Despite initially expecting profits to either maintain their current level or dip only slightly, they now forecast up to a 9% dip for the second fiscal quarter and 13% over the quarter of the year.

The company explained in a press release that “food inflation is double digits and higher than at the end of Q1. This affects customers’ ability to spend on general merchandise categories and requires more markdowns to move through the inventory.”

The U.S.’s current interest rate of 9.1% represents the highest rate since 1980.

Rising inflation on necessary items such as groceries leaves customers with less money to purchase discretionary goods. This affects Walmart’s ability to clear inventory, prompting them to reduce prices in hopes of moving products off the shelves.

Last quarter Walmart’s overall inventory rose 33%; this customer purchasing power reduction led the company to “keep prices as low” as they could, according to Doug McMillon, the President and CEO.

Despite the reduced projections, Walmart pointed out that more people were shopping at its stores for necessities. The retail store claimed this is “reflected in the company’s continued market share gains in grocery.”

Regardless, Walmart’s shares fell nearly 9% after-hours on Monday and continued to drop once markets opened on Tuesday.
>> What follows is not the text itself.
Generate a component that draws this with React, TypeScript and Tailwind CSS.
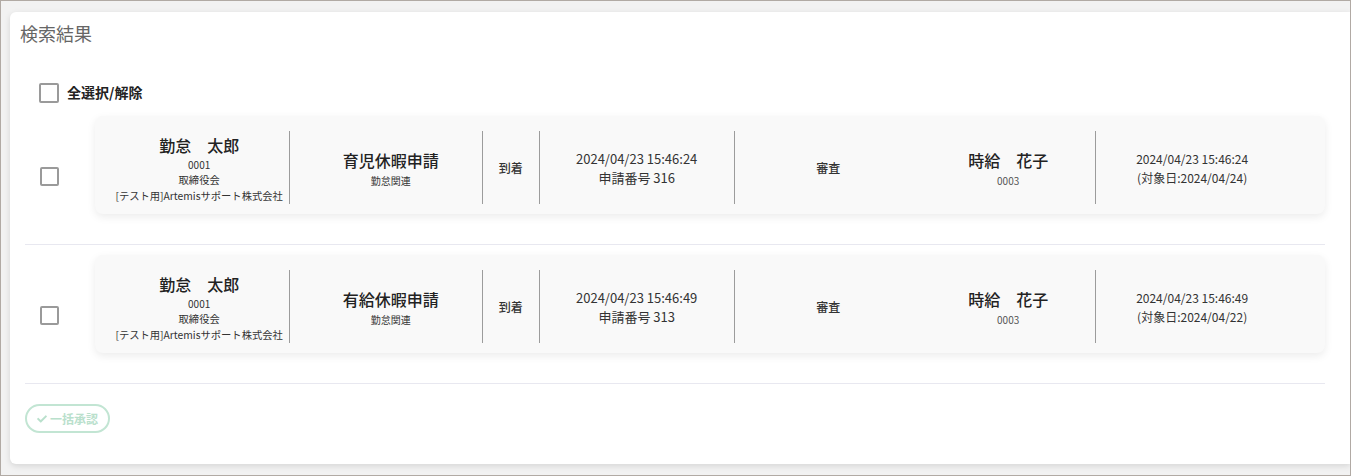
import { FaCheck } from "react-icons/fa";

type Row = {
  name: string;
  code: string;
  role: string;
  company: string;
  kind: string;
  category: string;
  status: string;
  appliedAt: string;
  number: string;
  step: string;
  approver: string;
  approverCode: string;
  updatedAt: string;
  target: string;
};

const rows: Row[] = [
  {
    name: "勤怠　太郎",
    code: "0001",
    role: "取締役会",
    company: "[テスト用]Artemisサポート株式会社",
    kind: "育児休暇申請",
    category: "勤怠関連",
    status: "到着",
    appliedAt: "2024/04/23 15:46:24",
    number: "申請番号 316",
    step: "審査",
    approver: "時給　花子",
    approverCode: "0003",
    updatedAt: "2024/04/23 15:46:24",
    target: "(対象日:2024/04/24)",
  },
  {
    name: "勤怠　太郎",
    code: "0001",
    role: "取締役会",
    company: "[テスト用]Artemisサポート株式会社",
    kind: "有給休暇申請",
    category: "勤怠関連",
    status: "到着",
    appliedAt: "2024/04/23 15:46:49",
    number: "申請番号 313",
    step: "審査",
    approver: "時給　花子",
    approverCode: "0003",
    updatedAt: "2024/04/23 15:46:49",
    target: "(対象日:2024/04/22)",
  },
];

function Box({ size = "h-[19px] w-[19px]" }: { size?: string }) {
  return <span className={`${size} shrink-0 rounded-[2px] border-2 border-[#9a9a9a] bg-white`} />;
}

function Divider() {
  return <div className="w-px self-stretch bg-[#9c9c9c]" />;
}

function RequestRow({ r }: { r: Row }) {
  return (
    <div className="border-b border-[#e8e8f0] pb-[30px] pt-[10px]">
      <div className="flex items-center">
        <div className="mt-[22px] flex w-[70px] justify-start pl-[15px]">
          <Box />
        </div>
        <div className="flex w-[1238px] rounded-lg bg-[#f9f9f9] pb-[10px] pl-[15px] pt-[15px] shadow-[0_3px_8px_rgba(0,0,0,0.08)]">
          <div className="flex h-[73px] items-stretch text-[#333]">
            <div className="flex w-[179px] flex-col items-center pt-[4px]">
              <div className="text-[16px] font-medium leading-[20px] text-[#222]">{r.name}</div>
              <div className="mt-[3px] text-[10px] leading-[14px]">{r.code}</div>
              <div className="text-[10.3px] leading-[16px]">{r.role}</div>
              <div className="text-[10.3px] leading-[16px]">{r.company}</div>
            </div>
            <Divider />
            <div className="flex w-[192px] flex-col items-center pl-[10px] pt-[19px]">
              <div className="text-[16px] font-medium leading-[20px] text-[#222]">{r.kind}</div>
              <div className="mt-[4px] text-[10px] leading-[14px]">{r.category}</div>
            </div>
            <Divider />
            <div className="flex w-[56px] items-center justify-center text-[12px] font-medium">{r.status}</div>
            <Divider />
            <div className="flex w-[194px] flex-col items-center justify-center text-[13px] leading-[19px]">
              <div>{r.appliedAt}</div>
              <div>{r.number}</div>
            </div>
            <Divider />
            <div className="flex w-[187px] items-center justify-center text-[12px] font-medium">{r.step}</div>
            <div className="flex w-[173px] flex-col items-center pt-[19px]">
              <div className="text-[16px] font-medium leading-[20px] text-[#222]">{r.approver}</div>
              <div className="mt-[4px] text-[10px] leading-[14px] text-[#555]">{r.approverCode}</div>
            </div>
            <Divider />
            <div className="flex w-[193px] flex-col items-center justify-center text-[12px] leading-[19px]">
              <div>{r.updatedAt}</div>
              <div>{r.target}</div>
            </div>
          </div>
        </div>
      </div>
    </div>
  );
}

export default function App() {
  return (
    <div
      className="h-[476px] w-[1351px] overflow-hidden border border-[#b1aaa4] bg-[#f2f2f2] pl-[9px] pt-[11px]"
      style={{ fontFamily: '"Noto Sans CJK JP", "Noto Sans", sans-serif' }}
    >
      <div className="h-[452px] w-[1340px] rounded-l-md bg-white pt-[9px] shadow-[0_2px_6px_rgba(0,0,0,0.12)]">
        <h2 className="pl-[10px] text-[18px] leading-[24px] text-[#666]">検索結果</h2>
        <div className="mt-[37px] flex items-center gap-[8px] pl-[29px]">
          <Box size="h-[20px] w-[20px]" />
          <span className="text-[14px] font-bold text-[#222]">全選択/解除</span>
        </div>
        <div className="ml-[15px] mt-[3px] w-[1300px]">
          {rows.map((r, i) => (
            <RequestRow key={i} r={r} />
          ))}
        </div>
        <div className="ml-[15px] mt-[20px]">
          <button className="flex h-[29px] w-[85px] items-center justify-center gap-[3px] rounded-full border-2 border-[#c2e5d3] text-[12px] font-bold text-[#b9e0cc]">
            <FaCheck className="h-[10px] w-[10px]" />
            一括承認
          </button>
        </div>
      </div>
    </div>
  );
}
With a net value of $429.34 billion, the retail chain recorded a profit in the fiscal year 2021 of $13.67 billion.

Other major national retail chains are similarly struggling, with Target repeatedly cutting their profit expectations over the past several weeks.

Costco share prices noticeably dropped after the news from Walmart was announced.

Even Amazon has felt the ripple effects; its stocks dropped over 4% on Monday.

Ultimately, historical inflation rates continue to send shockwaves throughout the economy, affecting industry giants like Walmart as well as individual consumers, buffeted by blow after blow.